Not necessarily, but you do need to check. Some products are exempt, and whilst a document is still required to demonstrate exemption, this procedure is low cost and fairly pain free. Most certification is easier to obtain than it used to be, when certain companies held a virtual monopoly in this area. Most items will need to be certified though, and you certainly need to find out. The last place you want to find out about errors is at the border…
Is a Declaration of Conformity the same as a Certificate?

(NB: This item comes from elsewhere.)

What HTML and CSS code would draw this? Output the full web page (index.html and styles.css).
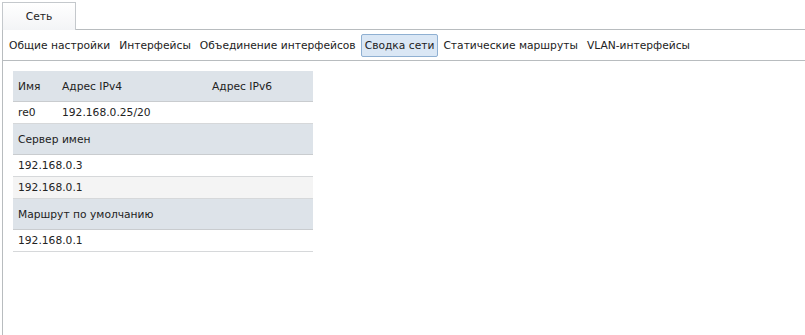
FILE: index.html
```html
<!DOCTYPE html>
<html>
<head>
    <meta charset="UTF-8">
    <title>Сеть</title>
    <link rel="stylesheet" href="styles.css">
</head>
<body>
    <div class="tabs">
        <div class="tab active">Сеть</div>
        <div class="tabs-rest"></div>
    </div>
    <div class="panel">
        <div class="subnav">
            <span class="sub">Общие настройки</span>
            <span class="sub">Интерфейсы</span>
            <span class="sub">Объединение интерфейсов</span>
            <span class="sub selected">Сводка сети</span>
            <span class="sub">Статические маршруты</span>
            <span class="sub">VLAN-интерфейсы</span>
        </div>
        <div class="content">
            <table class="summary">
                <tr class="head">
                    <td class="c-name">Имя</td>
                    <td class="c-v4">Адрес IPv4</td>
                    <td class="c-v6">Адрес IPv6</td>
                </tr>
                <tr class="row">
                    <td>re0</td>
                    <td>192.168.0.25/20</td>
                    <td></td>
                </tr>
                <tr class="head">
                    <td colspan="3">Сервер имен</td>
                </tr>
                <tr class="row">
                    <td colspan="3">192.168.0.3</td>
                </tr>
                <tr class="row alt">
                    <td colspan="3">192.168.0.1</td>
                </tr>
                <tr class="head">
                    <td colspan="3">Маршрут по умолчанию</td>
                </tr>
                <tr class="row">
                    <td colspan="3">192.168.0.1</td>
                </tr>
            </table>
        </div>
    </div>
</body>
</html>
```

FILE: styles.css
```css
body {
    margin: 0;
    background: #fff;
    font-family: "DejaVu Sans", Verdana, sans-serif;
    font-size: 10.7px;
    color: #222;
}
.tabs {
    display: flex;
    padding: 2px 0 0 2px;
}
.tab {
    width: 72px;
    height: 27px;
    line-height: 28px;
    text-align: center;
    border: 1px solid #c4c8cc;
    border-bottom: none;
    background: linear-gradient(#fff, #f3f4f6);
}
.tabs-rest {
    flex: 1;
    border-bottom: 1px solid #b8bcbf;
}
.panel {
    margin-left: 2px;
    border-left: 1px solid #b8bcbf;
    height: 305px;
}
.subnav {
    display: flex;
    align-items: center;
    gap: 1px;
    height: 30px;
    padding-left: 2px;
    border-bottom: 1px solid #b8bcbf;
}
.sub {
    padding: 4px 3px 4px;
    border: 1px solid transparent;
    white-space: nowrap;
}
.sub.selected {
    background: #dae7f5;
    border-color: #8fb0d2;
    border-radius: 2px;
}
.content {
    padding: 10px 0 0 10px;
}
.summary {
    width: 300px;
    border-collapse: collapse;
}
.summary td {
    padding: 0 5px;
    white-space: nowrap;
}
.head td {
    background: #dde3e9;
    height: 30px;
    border-bottom: 1px solid #c9cccf;
}
.row td {
    height: 21px;
    border-bottom: 1px solid #d6d8da;
}
.row.alt td {
    background: #f4f4f4;
}
.c-name { width: 34px; }
.c-v4 { width: 140px; }
```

No. A Declaration of Conformity differs from a Certificate of Conformity in the degree and placement of liability. A manufacturer cannot apply for a Declaration because it must be backed by an Importer of Record, a locally registered entity. There are significant differences in the method of obtaining the certificate, and the documents needed. But you don’t need to worry about that; that’s our job!
It may be that your company requires an audit of the goods before issuing of Declarations. This cost is the sole responsibility of the applicant. Once the issuing authority has approved your goods meet the Technical Regulations, your documents will be notarised and issued. This means that the exporter (via your Russian entity), are declaring that the products being sent adhere to the MSDS (Manufacturers Safety Data Sheet) submitted with the application.
A Certificate of Conformity can be made in the name of the foreign manufacturer or suppliers name. They come with a validity between three or five years, where commonly they were for single shipment or one or two years. These are valid throughout all EEU member states.